Of course, one size does not fit all. You can only go so far pricing all your products based on a fixed markup from cost. Your product price should vary depending on a number of factors including:

  • What the market is willing to pay
  • How your company and product are perceived in the market
  • What your competitors charge
  • Whether the product is "highly visible", frequently shopped and compared
  • The estimated volume of product you can sell.

Your review of pricing will reveal whether it's time to hike or lower prices. You will learn what's working well and put the breaks on what isn't working. Analyze the profitability of your existing products - which of your existing products are making money and which are losing money? You need to fix the latter ASAP!

If you are having a hard time selling a product at an acceptable profit, the problem may be that you are not buying the product right. Re-evaluation may reveal that your costs are too high rather than the price is too low.

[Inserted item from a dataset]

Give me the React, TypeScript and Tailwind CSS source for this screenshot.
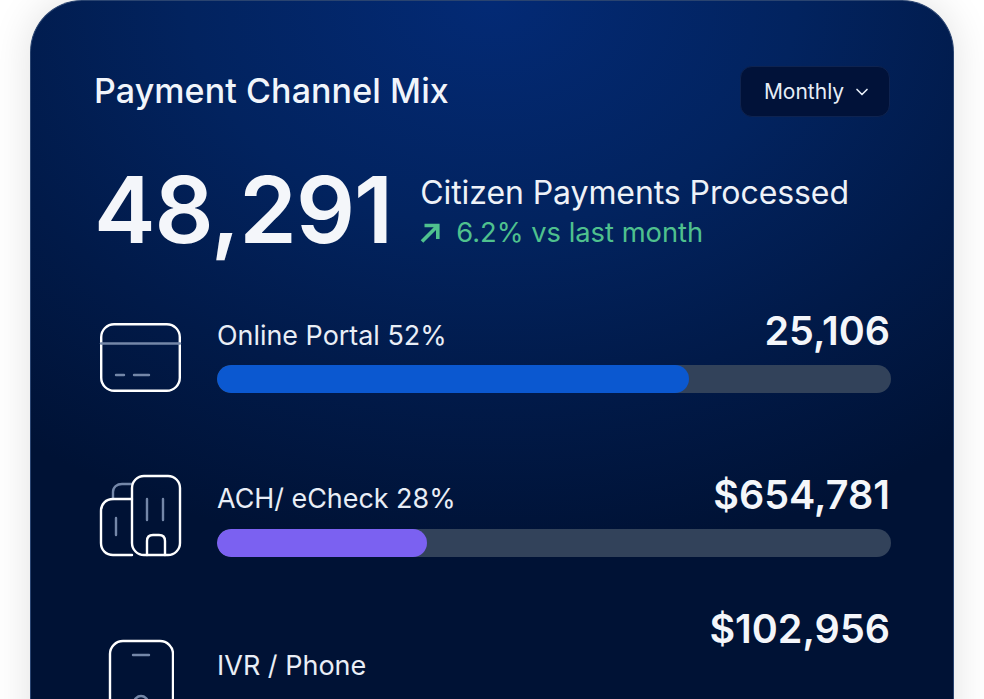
import { ChevronDown } from "lucide-react";

const white = "#ffffff";
const dim = "#7487a8";

function CardIcon() {
	return (
		<svg width="84" height="72" viewBox="0 0 84 72" fill="none" strokeWidth="2.4" strokeLinecap="round">
			<rect x="2.2" y="2.2" width="78.6" height="66.6" rx="13" stroke={white} />
			<path d="M2 21.5H81" stroke={dim} />
			<path d="M17 53H25M35 53H50" stroke={dim} />
		</svg>
	);
}

function BuildingIcon() {
	return (
		<svg width="84" height="84" viewBox="0 0 84 84" fill="none" strokeWidth="2.4" strokeLinecap="round">
			<path d="M14 25V18C14 13 18 10 23 10H33" stroke={dim} />
			<path d="M33 81H14C7 81 2 76 2 69V37C2 30 7 25 14 25H33" stroke={white} />
			<rect x="33" y="2" width="48" height="79" rx="12" stroke={white} />
			<path d="M48 81V67C48 63 50 61 54 61H60C64 61 66 63 66 67V81" stroke={white} />
			<path d="M48 25V46M64 25V46M17 44V61" stroke={dim} />
		</svg>
	);
}

function PhoneIcon() {
	return (
		<svg width="66" height="90" viewBox="0 0 66 90" fill="none" strokeWidth="2.4" strokeLinecap="round">
			<rect x="2" y="2" width="63" height="100" rx="13" stroke={white} />
			<path d="M25 16H41" stroke={dim} />
			<circle cx="33" cy="64" r="7" stroke={dim} />
		</svg>
	);
}

function Bar({ fill, width }: { fill: string; width: number }) {
	return (
		<div className="h-7 w-full overflow-hidden rounded-full bg-[#32425a]">
			<div className={`h-full rounded-full ${fill}`} style={{ width: `${width}%` }} />
		</div>
	);
}

export default function App() {
	return (
		<div
			className="h-[699px] w-full overflow-hidden bg-white px-[30px]"
			style={{ fontFamily: "Inter, 'Liberation Sans', sans-serif" }}
		>
			<div className="h-[760px] rounded-t-[52px] border-x border-t border-[#2a4470] bg-[radial-gradient(ellipse_760px_560px_at_50%_0%,#032a75_0%,#02235f_40%,#011a49_70%,#001235_100%)] pl-[63px] pr-[62px] shadow-[0_0_40px_rgba(0,0,0,0.12)]">
				<div className="flex items-start justify-between pt-[65px]">
					<h1 className="mt-[3px] text-[34px] leading-[44px] font-medium tracking-[0.1px] text-[#f1f5fb]">
						Payment Channel Mix
					</h1>
					<button className="mr-[1px] flex h-[51px] w-[150px] items-center justify-center gap-[8px] rounded-xl border border-[#0e2350] bg-[#011239] pl-[6px] text-[21px] text-[#e6edf7]">
						Monthly
						<ChevronDown size={20} strokeWidth={2} />
					</button>
				</div>

				<div className="mt-[34px] flex items-center gap-[28px]">
					<div className="text-[92.5px] leading-[116px] font-semibold tracking-[-1px] text-[#f4f6fa]">48,291</div>
					<div className="pt-[8px]">
						<div className="text-[32px] leading-[40px] tracking-[-0.08px] text-[#eef2f8]">Citizen Payments Processed</div>
						<div className="flex items-center gap-[16px] text-[27.3px] leading-[40px] text-[#4fc18e]">
							<svg width="20" height="20" viewBox="0 0 20 20" fill="none" stroke="#4fc18e" strokeWidth="3.6">
								<path d="M2 18.5L17 3.5M4.5 2.5H17.8V16" />
							</svg>
							6.2% vs last month
						</div>
					</div>
				</div>

				<div className="mt-[37px] flex items-center gap-[34px] pl-[5px]">
					<div className="mt-[18px] flex w-[84px] shrink-0 justify-center">
						<CardIcon />
					</div>
					<div className="flex-1">
						<div className="flex items-center justify-between">
							<span className="mt-[7px] text-[26.9px] leading-[36px] text-[#e9eef6]">Online Portal 52%</span>
							<span className="mr-[1px] text-[39.5px] leading-[52px] font-semibold text-[#f4f6fa]">25,106</span>
						</div>
						<div className="mt-[8px]">
							<Bar fill="bg-[#0b58d0]" width={70.1} />
						</div>
					</div>
				</div>

				<div className="mt-[74px] flex items-center gap-[34px] pl-[5px]">
					<div className="mt-[6px] flex w-[84px] shrink-0 justify-center">
						<BuildingIcon />
					</div>
					<div className="flex-1">
						<div className="flex items-center justify-between">
							<span className="mt-[6px] text-[26.9px] leading-[36px] text-[#e9eef6]">ACH/ eCheck 28%</span>
							<span className="mr-[1px] text-[39.5px] leading-[52px] font-semibold text-[#f4f6fa]">$654,781</span>
						</div>
						<div className="mt-[8px]">
							<Bar fill="bg-[#7b61f1]" width={31.2} />
						</div>
					</div>
				</div>

				<div className="mt-[45px] flex items-start gap-[34px] pl-[5px]">
					<div className="mt-[36px] flex w-[84px] shrink-0 justify-center">
						<PhoneIcon />
					</div>
					<div className="flex-1">
						<div className="mr-[1px] text-right text-[39.5px] leading-[52px] font-semibold text-[#f4f6fa]">$102,956</div>
						<div className="-mt-[7px] text-[27px] leading-[36px] text-[#e9eef6]">IVR / Phone</div>
					</div>
				</div>
			</div>
		</div>
	);
}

In order to manage your business prudently you will of course need to raise prices from time to time. Continual review however ensures that you remain competitive and make a profit.

Keep a keen eye on sales volume immediately after making a price change. If a price increase is too high, customers will react pretty quickly. Watch your competitors too - if you've made a positive change in prices, competitors are likely to follow suit. You need to keep ahead of the game.

During a recession however, the rules are different. Stagger any price increases in order to avoid alienating your existing customer base. If the costs of producing your product have risen, the customer generally accepts that the price will have to increase. On the other hand, if the customer perceives (rightly or wrongly) that your company's costs have gone down whilst their price has gone up, they are likely to "vote with their feet" and go elsewhere.


Have you priced your goods too high?

Perhaps it's now time to discount your products or give customers something for free. Generally, lowering prices is not advisable unless you are using this strategically to increase market share, have a price sensitive product or your competitors are lowering their prices. Remember, if you offer less for the same amount you are effectively reducing your costs without appearing to reduce the value to the customer. Restaurants use this strategy in terms of portion sizes but it can be applied to service industries as well.


Remember to:

  • listen to your customers.
  • keep an eye on the competition.
  • always have a budget action-plan in place.


You owe it to both yourself and your business to be continually reviewing pricing. How you set the price of your product or service could be the difference between success or failure.